Atomic Layer Deposition of Molybdenum Carbide and Substrate-dependent Reduction to Metallic Molybdenum

Abstract

Atomic layer deposition (ALD) is an essential technique for depositing thin films with uniform thickness on 3D nanostructures, and it is actively being investigated for applications in metal interconnects. In this work, we deposited Mo2C thin films using the newly synthesized molybdenum bis(tert-butylimido)(cyclopentadienyl)chloride (MoNICCa) and developed a phase transformation process to convert them into metallic Mo. The MoNICCa precursor enables self-limiting reactions, allowing precise control of film thickness based on the number of cycles, and facilitates the formation of uniform thin films suitable for ALD. Using MoNICCa, metal Mo thin films with over 90 % atomic concentration were successfully obtained through post-deposition annealing.
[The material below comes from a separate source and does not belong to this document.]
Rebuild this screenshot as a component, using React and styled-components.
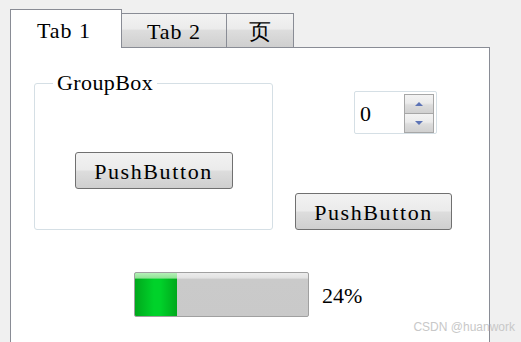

To investigate substrate effects, three types of substrates - Si, TiN/SiO2, and SiO2 - were employed to explore the effect of oxygen interaction between the deposited film and the substrate. Significant differences were observed depending on the substrate, and we found that oxygen in the thin film plays a role in removing carbon from molybdenum carbide. This study proposes MoNICCa as a viable alternative to conventional solid-state Mo precursors and further demonstrates that substrate interactions can be utilized to remove carbon from transition metal carbides.